Я вспоминаю один случай, имевший место еще до войны. Я дирижировал концертом в Москве. Солистом выступил замечательный пианист С. Е. Фейнберг, игравший Четвертый концерт Бетховена. Один довольно известный в то время композитор сразу же после исполнения в пренебрежительно снисходительном тоне отозвался о… Бетховене (ни больше, ни меньше!). «Что это за концерт? Если разобраться, так только гаммы и арпеджио». При этом разговоре присутствовал один известный критик. Я к нему обратился: «Призовите хулителя к порядку». Критик подумал и сказал: «Лично я больше люблю Пятый концерт Бетховена».
Само собой разумеется, далеко не все критики таковы. Мы помним, как горячо выступал И. И. Соллертинский в защиту Шостаковича, когда «Катерина Измайлова» подверглась разносу. Но это редкий случай.
В 1946 году мы решили поставить «Сказание о граде Китеже», не шедшее в Ленинграде с двадцатых годов. Как и до войны, я обратился к Б. В. Асафьеву, чтоб послушать, что он думает по поводу обращения к тому или иному автору. До войны это было проще — Асафьев жил в Ленинграде, вблизи Театра им. С. М. Кирова. После войны приходилось ездить к нему в Москву. Асафьев был гениальным музыкальным ученым. Не только по обилию знаний и по интереснейшим умозаключениям. Для меня самым ценным в Асафьеве была его способность поэтически, образным языком воспроизвести сущность музыки, рассказать о ней так, что начинает казаться, что именно так ты сам всегда и думал, только не сумел сформулировать. Его читаешь всегда с захватывающим интересом. А беседы, в которых никогда не было отказа, проходили так интересно, что можно было, не заметив, просидеть несколько часов. Да, собственно говоря, это были не беседы: я задавал вопросы, а он отвечал. Говорил он медленно, но формулировки возникали мгновенно и речь лилась гладко. Интересно было, как он сам с собой полемизировал, задавал вопросы, сам на них тут же отвечая, высказывал сомнение, опровергая его с большим искусством.
Б. В. Асафьев очень поддержал идею постановки «Китежа». Он сказал, что сюжет этот вечен и глубоко патриотичен. Провел интересную параллель между татарским нашествием и только что пережитой войной. Что касается религиозных мотивов, то народные легенды той эпохи всегда были связаны с религией, что отнюдь их не делало менее патриотичными.
Окрыленный, я вернулся в Ленинград и начал работу над «Китежем». В труппе не все встретили эту работу с большим энтузиазмом. К этому я уже привык. Сейчас у нас общественная жизнь в театрах более упорядочена, но и ныне — я убежден— может сложиться обстановка, когда руководитель поступит благоразумно, действуя против течения. Особенно в вопросах формирования репертуара. Здесь не приходится действовать наверняка. Надо идти на риск, если заинтересован в поступательном движении театра.

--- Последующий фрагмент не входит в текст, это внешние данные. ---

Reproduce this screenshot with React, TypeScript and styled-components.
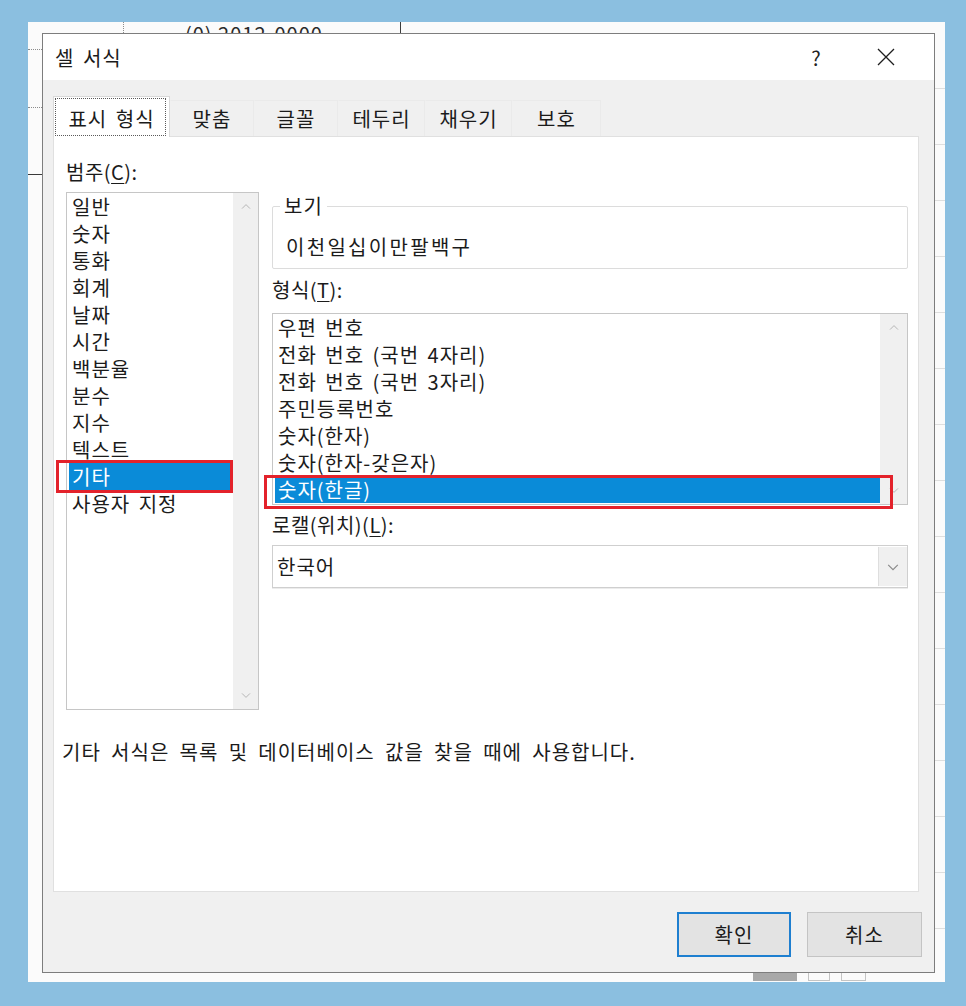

Однако тогда, в 1946 году, против «Китежа» внутри театра ополчались все больше и больше. Вероятно, я должен был продолжать настаивать на своем, не побояться пойти на скандал, как это неоднократно делал С. А. Самосуд. Но для этого надо было обладать его железным характером. У меня такого характера нет, и этот свой недостаток я хорошо знаю.